Q) Brexit is affecting lots of companies on a different level, does it have any impact on the Solar Orbiter programme?
So for us Brexit is important but it doesn’t affect our work with the European Space Agency so we will still be a paid-up member of the European Space Agency and that’s the organisation that is developing the space weather monitor.
Q) What is your motivation for promoting science engagement consistently throughout your career?
I think partly it is because it is really good fun. I love to talk to people who also feel enthusiastic about astrophysics so there’s a personal and immediate reward from just sharing this enthusiasm. Then there is a bigger issue around ensuring that I, as a publicly funded person, make available to the public our findings, and encourage the next generations to do this work, girls in particular. I’m interested to show to young women that women can be scientists, engineers and mathematicians too.
Q) What have been the best moments of your career?
Oh, some of the best moments of my career? Well there are sort of two camps—one is when you see something in the data that you know nobody else has seen, so you come into work one day and you see the sun producing perhaps an amazing eruption and you know that nobody else has seen that dataset yet, and the other thing that I really enjoyed is doing operations on satellites. Because my department builds instruments that then get launched with ESA, NASA and other space agencies like the Japanese Space Agency, we have a duty and responsibility to operate these telescopes. So I have had a lot of fun working with NASA and the Japanese Space Agency doing satellite operations.

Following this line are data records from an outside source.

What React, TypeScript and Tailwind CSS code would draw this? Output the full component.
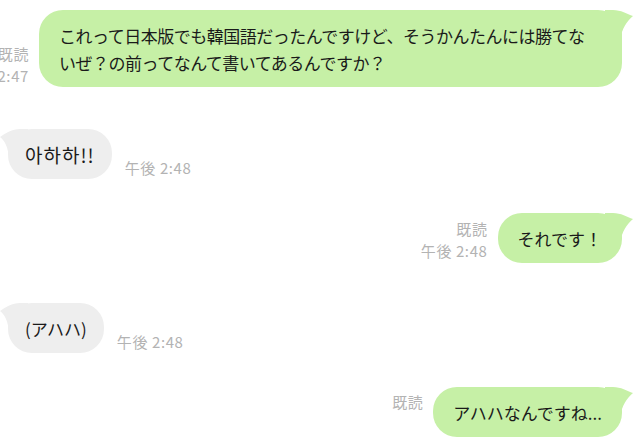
import type { ReactNode } from 'react'

const FONT = { fontFamily: '"Noto Sans CJK JP", "Noto Sans", sans-serif' }

/** Tail on the upper right of an outgoing (green) bubble. */
function RightTail() {
  return (
    <svg className="absolute top-0 right-[-11px]" width="28" height="30" viewBox="0 0 28 30" aria-hidden>
      <path d="M0 0 H8 C16 0 22 4 28 6 C22 11 17 18 15 30 H0 Z" fill="#c6f0a6" />
    </svg>
  )
}

/** Tail on the upper left of an incoming (gray) bubble. */
function LeftTail() {
  return (
    <svg className="absolute top-0 left-[-8px]" width="28" height="30" viewBox="0 0 28 30" aria-hidden>
      <path d="M28 0 H20 C12 0 6 4 0 8 C5 12 8 18 9 30 H28 Z" fill="#eeeeee" />
    </svg>
  )
}

function Status({ lines }: { lines: string[] }) {
  return (
    <div className="flex shrink-0 flex-col items-end text-[15px] leading-[22px] tracking-[0.6px] whitespace-nowrap text-[#b3b3b3]">
      {lines.map((l) => (
        <span key={l}>{l}</span>
      ))}
    </div>
  )
}

function Outgoing({ children, className = '' }: { children: ReactNode; className?: string }) {
  return (
    <div
      className={`relative shrink-0 rounded-[24px] bg-[#c6f0a6] px-[20px] pt-[12px] pb-[11px] text-[17px] leading-[27px] whitespace-nowrap text-[#1a1a1a] ${className}`}
    >
      <RightTail />
      <div className="relative">{children}</div>
    </div>
  )
}

function Incoming({ children, korean = false }: { children: ReactNode; korean?: boolean }) {
  return (
    <div
      className={`relative shrink-0 rounded-[24px] bg-[#eeeeee] px-[17px] pt-[12px] pb-[11px] leading-[27px] whitespace-nowrap text-[#1a1a1a] ${korean ? 'text-[19px] tracking-[1px]' : 'text-[17px]'}`}
      style={korean ? { fontFamily: '"Noto Sans CJK KR", "Noto Sans", sans-serif' } : undefined}
    >
      <LeftTail />
      <div className="relative">{children}</div>
    </div>
  )
}

export default function App() {
  return (
    <div className="h-[439px] w-[640px] overflow-hidden bg-white" style={FONT}>
      <div className="flex flex-col pt-[10px]">
        <div className="flex items-end justify-end gap-[10px] pr-[18px]">
          <Status lines={['既読', '午後 2:47']} />
          <Outgoing className="w-[583px] tracking-[-0.5px]">
            <div>これって日本版でも韓国語だったんですけど、そうかんたんには勝てな</div>
            <div>いぜ？の前ってなんて書いてあるんですか？</div>
          </Outgoing>
        </div>

        <div className="mt-[42px] flex items-end gap-[13px] pl-[8px]">
          <Incoming korean>아하하!!</Incoming>
          <Status lines={['午後 2:48']} />
        </div>

        <div className="mt-[34px] flex items-end justify-end gap-[10px] pr-[18px]">
          <div className="pb-[1px]">
            <Status lines={['既読', '午後 2:48']} />
          </div>
          <Outgoing>それです！</Outgoing>
        </div>

        <div className="mt-[40px] flex items-end gap-[13px] pl-[8px]">
          <Incoming>(アハハ)</Incoming>
          <Status lines={['午後 2:48']} />
        </div>

        <div className="mt-[34px] flex items-start justify-end gap-[10px] pr-[18px]">
          <div className="pt-[4px]">
            <Status lines={['既読']} />
          </div>
          <Outgoing>アハハなんですね...</Outgoing>
        </div>
      </div>
    </div>
  )
}
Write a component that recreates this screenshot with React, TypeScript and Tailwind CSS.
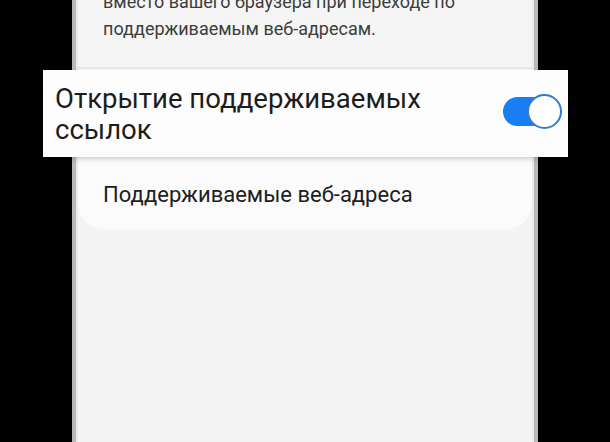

Q) Lastly, do you believe that religion can play a role in finding information about galaxies or the solar system?
So for me there are different approaches to the world and how we investigate the world around us. For me, my approach is that I want the data. I want observation and information that I can use to answer questions. But I know that for many of my colleagues the two aspects are very important and that they sit together and they do use religion for inspiration. For my perspective though, I am totally focussed on the observation and the scientific data that I can get.